Another computational bottleneck entails an operation called bootstrapping, which is needed to periodically remove noise from ciphertexts, Agrawal says. "This particular operation is really expensive, and that is why FHE has been slow so far."
To overcome these challenges, the team at Duality is making algorithmic improvements to an FHE scheme known as CKKS (Cheon-Kim-Kim-Song) that's well-suited for machine learning applications. "This scheme can work with large vectors of real numbers, and it achieves very high throughput," says Polyakov. Part of those improvements involves integrating a recent advancement dubbed functional bootstrapping. "That allows us to do a very efficient homomorphic comparison operation of large vectors," Polyakov adds.
All of these implementations are available on OpenFHE, an open-source library that Duality contributes to and helps maintain. "This is a complicated and sophisticated problem that requires community effort. We're making those tools available so that, together with the community, we can push the state of the art and enable inference for large language models," says Polyakov.

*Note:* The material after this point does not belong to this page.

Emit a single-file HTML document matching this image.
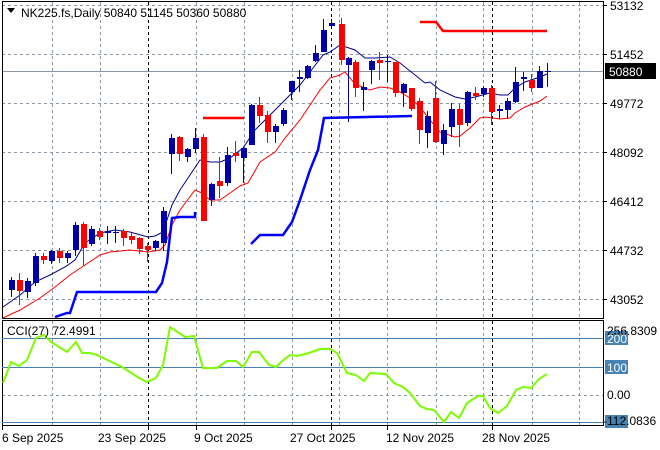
<!DOCTYPE html>
<html><head><meta charset="utf-8"><style>
html,body{margin:0;padding:0;background:#fff;}
svg{display:block;font-family:"Liberation Sans",sans-serif;}
</style></head><body>
<svg width="660" height="450" viewBox="0 0 660 450" xmlns="http://www.w3.org/2000/svg">
<rect width="660" height="450" fill="#fff"/>
<!-- grid main -->
<g stroke="#8a96a3" stroke-width="1" stroke-dasharray="3,3">
<path d="M2 5.5H603M2 54.5H603M2 103.5H603M2 152.5H603M2 201.5H603M2 250.5H603M2 299.5H603"/>
<path d="M52.5 2V318M100.5 2V318M196.5 2V318M244.5 2V318M292.5 2V318M339.5 2V318M387.5 2V318M436.5 2V318M483.5 2V318M532.5 2V318M579.5 2V318"/>
<path d="M52.5 321V425M100.5 321V425M196.5 321V425M244.5 321V425M292.5 321V425M339.5 321V425M387.5 321V425M436.5 321V425M483.5 321V425M532.5 321V425M579.5 321V425M2 395.5H603"/>
</g>
<g stroke="#000" stroke-width="1" stroke-dasharray="3,3">
<path d="M148.5 2V318M331.5 2V318M492.5 2V318M148.5 321V425M331.5 321V425M492.5 321V425"/>
</g>
<line x1="2" y1="71.5" x2="603" y2="71.5" stroke="#8a96a3"/>
<!-- MAs -->
<polyline fill="none" stroke="#00008b" stroke-width="1" points="3,307 20,295 35,282 50,275 65,267 75,260 85,243 100,233 115,230 130,232 148,237 155,236 163,232 172,205 180,190 190,175 200,160 210,162 220,162 230,158 243,148 255,130 270,115 285,100 300,85 310,72 323,55 330,52 340,45 355,50 365,58 375,58 390,57 400,63 415,75 425,83 430,82 440,90 455,97 465,99 475,97 490,93 500,95 508,95 515,88 525,82 540,77 547,74"/>
<polyline fill="none" stroke="#f00" stroke-width="1" points="3,318 20,310 40,298 55,287 70,275 85,265 100,255 110,252 130,250 148,252 160,250 165,245 172,225 180,210 195,190 202,193 210,200 220,200 230,193 240,186 248,183 260,162 275,152 285,138 300,120 310,105 320,90 330,78 340,75 345,72 355,84 370,90 380,87 390,88 400,92 410,98 420,107 430,120 440,132 455,137 460,136 470,128 480,118 485,117 500,119 510,118 515,113 525,107 540,101 547,96"/>
<!-- thick lines -->
<g fill="none" stroke-width="2.5">
<polyline stroke="#0000ff" points="55,317 67,313 70,313 77,292 156,292 162,283 167,262 172,218 180,217 195,217 195,212"/>
<polyline stroke="#0000ff" points="251,244 260,235 283,235 292,222 300,200 310,170 318,150 324,118 412,116"/>
<polyline stroke="#f00" points="203,118 244,118"/>
<polyline stroke="#f00" points="420,22 436,22 443,31 547,31"/>
</g>
<!-- candles -->
<g stroke-width="1">
<g stroke="#0000aa" fill="#0000aa">
<path d="M11.5 277V297M27.5 278V298M35.5 253V286M51.5 250V264M67.5 251V263M75.5 222V256M91.5 226V246M107.5 226V244M115.5 226V243M155.5 240V251M163.5 207V251M171.5 134V174M187.5 148V162M195.5 128V153M211.5 183V206M227.5 147V186M243.5 147V183M251.5 104V145M275.5 124V143M283.5 108V126M291.5 81V100M299.5 70V92M307.5 65V79M315.5 45V62M323.5 19V52M331.5 19V27M348.5 57V122M363.5 82V111M371.5 60V84M387.5 55V82M403.5 83V107M427.5 111V148M443.5 124V155M451.5 103V137M467.5 91V126M483.5 86V97M499.5 105V119M507.5 98V119M515.5 67V103M523.5 72V91M539.5 66V88M547.5 63V87"/>
</g>
<g fill="#0000aa">
<rect x="9" y="280" width="6" height="10"/><rect x="25" y="281" width="6" height="11"/><rect x="33" y="256" width="6" height="27"/><rect x="49" y="251" width="6" height="10"/><rect x="65" y="253" width="6" height="5"/><rect x="73" y="225" width="6" height="25"/><rect x="89" y="229" width="6" height="15"/><rect x="105" y="231" width="6" height="2"/><rect x="113" y="232" width="6" height="1"/><rect x="153" y="241" width="6" height="7"/><rect x="161" y="211" width="6" height="32"/><rect x="169" y="138" width="6" height="16"/><rect x="185" y="149" width="6" height="8"/><rect x="193" y="138" width="6" height="11"/><rect x="209" y="184" width="6" height="16"/><rect x="225" y="155" width="6" height="28"/><rect x="241" y="148" width="6" height="10"/><rect x="249" y="105" width="6" height="40"/><rect x="273" y="126" width="6" height="6"/><rect x="281" y="110" width="6" height="14"/><rect x="289" y="81" width="6" height="11"/><rect x="297" y="77" width="6" height="2"/><rect x="305" y="66" width="6" height="12"/><rect x="313" y="53" width="6" height="8"/><rect x="321" y="30" width="6" height="22"/><rect x="329" y="23" width="6" height="3"/><rect x="346" y="58" width="6" height="7"/><rect x="361" y="87" width="6" height="3"/><rect x="369" y="61" width="6" height="9"/><rect x="385" y="61" width="6" height="1"/><rect x="401" y="84" width="6" height="9"/><rect x="425" y="116" width="6" height="17"/><rect x="441" y="130" width="6" height="14"/><rect x="449" y="109" width="6" height="18"/><rect x="465" y="92" width="6" height="31"/><rect x="481" y="88" width="6" height="6"/><rect x="497" y="109" width="6" height="2"/><rect x="505" y="101" width="6" height="9"/><rect x="513" y="82" width="6" height="20"/><rect x="521" y="77" width="6" height="2"/><rect x="537" y="71" width="6" height="17"/><rect x="545" y="71" width="6" height="1"/>
</g>
<g stroke="#f00">
<path d="M19.5 273V305M43.5 253V264M59.5 248V263M83.5 222V266M99.5 228V240M123.5 229V246M131.5 233V244M139.5 237V254M147.5 243V262M179.5 136V161M203.5 134V221M219.5 157V198M235.5 141V162M259.5 97V123M267.5 111V143M341.5 18V65M355.5 60V97M379.5 52V80M395.5 62V97M411.5 88V111M419.5 98V144M435.5 81V143M459.5 104V147M475.5 87V100M491.5 85V125M531.5 74V92"/>
</g>
<g fill="#f00">
<rect x="17" y="280" width="6" height="11"/><rect x="41" y="256" width="6" height="4"/><rect x="57" y="251" width="6" height="7"/><rect x="81" y="224" width="6" height="24"/><rect x="97" y="231" width="6" height="6"/><rect x="121" y="231" width="6" height="7"/><rect x="129" y="236" width="6" height="4"/><rect x="137" y="238" width="6" height="11"/><rect x="145" y="246" width="6" height="4"/><rect x="177" y="137" width="6" height="17"/><rect x="201" y="137" width="6" height="84"/><rect x="217" y="181" width="6" height="5"/><rect x="233" y="153" width="6" height="3"/><rect x="257" y="105" width="6" height="11"/><rect x="265" y="115" width="6" height="17"/><rect x="339" y="24" width="6" height="36"/><rect x="353" y="62" width="6" height="26"/><rect x="377" y="60" width="6" height="3"/><rect x="393" y="62" width="6" height="31"/><rect x="409" y="88" width="6" height="21"/><rect x="417" y="101" width="6" height="29"/><rect x="433" y="98" width="6" height="44"/><rect x="457" y="109" width="6" height="16"/><rect x="473" y="93" width="6" height="3"/><rect x="489" y="88" width="6" height="24"/><rect x="529" y="80" width="6" height="8"/>
</g>
</g>
<!-- frames -->
<rect x="2.5" y="1.5" width="601" height="317" fill="none" stroke="#000"/>
<rect x="2.5" y="320.5" width="601" height="105" fill="none" stroke="#000"/>
<!-- header -->
<path d="M7 8H15L11 13Z" fill="#000"/>
<text x="21" y="17" font-size="12" fill="#000">NK225.fs,Daily  50840 51145 50360 50880</text>
<!-- price axis -->
<g font-size="12" fill="#000">
<text x="610" y="10">53132</text>
<text x="610" y="59">51452</text>
<text x="610" y="108">49772</text>
<text x="610" y="157">48092</text>
<text x="610" y="206">46412</text>
<text x="610" y="255">44732</text>
<text x="610" y="304">43052</text>
</g>
<g stroke="#000"><path d="M603 5.5H607M603 54.5H607M603 103.5H607M603 152.5H607M603 201.5H607M603 250.5H607M603 299.5H607"/></g>
<rect x="605" y="63" width="51" height="16" fill="#000"/>
<text x="609" y="76" font-size="12" fill="#fff">50880</text>
<!-- CCI -->
<g stroke="#4682b4"><path d="M2 338.5H603M2 367.5H603M2 422.5H603"/></g>
<polyline fill="none" stroke="#7cfc00" stroke-width="2" points="3,383 11,362 19,366 27,360 36,338 44,335 51,342 67,352 76,342 82,353 90,353 97,355 122,367 139,378 147,382 156,378 163,365 170,327 185,337 194,336 203,368 217,368 227,361 236,361 243,367 252,352 259,352 269,365 276,367 281,362 290,355 297,356 309,353 320,349 330,349 337,353 347,373 356,375 364,381 370,373 386,374 394,383 403,387 410,393 420,406 427,409 434,410 444,422 451,412 459,418 467,403 478,396 483,396 490,408 498,413 507,406 516,390 523,387 531,388 539,379 547,374"/>
<text x="7" y="335" font-size="12" fill="#000">CCI(27) 72.4991</text>
<g font-size="12">
<rect x="605" y="331" width="23" height="14" fill="#4682b4"/>
<rect x="605" y="360" width="23" height="14" fill="#4682b4"/>
<rect x="605" y="415" width="23" height="13" fill="#4682b4"/>
<text x="607" y="335" fill="#000">256.8309</text>
<text x="607" y="343" fill="#fff">200</text>
<text x="607" y="372" fill="#fff">100</text>
<text x="607" y="399" fill="#000">0.00</text>
<text x="603" y="425" fill="#000">-112.0836</text>
</g>
<!-- dates -->
<g stroke="#000"><path d="M2.5 426V430M148.5 426V430M196.5 426V430M331.5 426V430M387.5 426V430M492.5 426V430"/></g>
<g font-size="12" fill="#000">
<text x="2" y="442">6 Sep 2025</text>
<text x="98" y="442">23 Sep 2025</text>
<text x="194" y="442">9 Oct 2025</text>
<text x="290" y="442">27 Oct 2025</text>
<text x="386" y="442">12 Nov 2025</text>
<text x="482" y="442">28 Nov 2025</text>
</g>
</svg>
</body></html>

Hardware acceleration also plays a part in speeding up FHE for LLM inference, especially for bigger AI models. "They can be accelerated by two to three orders of magnitude using specialized hardware acceleration devices," Polyakov says. Duality is building with this in mind and has added a hardware abstraction layer to OpenFHE for switching from a default CPU backend to swifter ones such as GPUs and application-specific integrated circuits (ASICs).
Agrawal agrees that GPUs, as well as field-programmable gate arrays (FPGAs), are a good fit for FHE-protected LLM inference because they're fast and connect to high-bandwidth memory. She adds that FPGAs in particular can be tailored for fully homomorphic encryption workloads.
For Duality's next steps, the team is progressing their private LLM inference framework from prototype to production. The company is also working on safeguarding other AI operations, including fine-tuning pretrained models on specialized data for specific tasks, as well as semantic search to uncover the context and meaning behind a search query rather than just using keywords.
FHE forms part of a broader privacy-preserving toolbox for LLMs, alongside techniques such as differential privacy and confidential computing. Differential privacy introduces controlled noise or randomness to datasets, obscuring individual details while maintaining collective patterns. Meanwhile, confidential computing employs a trusted execution environment -- a secure, isolated area within a CPU for processing sensitive data.
Confidential computing has been around longer than the newer FHE technology, and Agrawal considers it as FHE's "head-to-head competition." However, she notes that confidential computing can't support GPUs, making them an ill match for LLMs.
"FHE is strongest when you need noninteractive end-to-end confidentiality because nobody is able to see your data anywhere in the whole process of computing," Agrawal says.
A fully encrypted LLM using FHE opens up a realm of possibilities. In health care, for instance, clinical results can be analyzed without revealing sensitive patient records. Financial institutions can check for fraud without disclosing bank account information. Enterprises can outsource computing to cloud environments without unveiling proprietary data. User conversations with AI assistants can be protected, too.
"We're entering into a renaissance of the applicability and usability of privacy technologies to enable secure data collaboration," says Rohloff. "We all have data. We don't necessarily have to choose between exposing our sensitive data and getting the best insights possible from that data."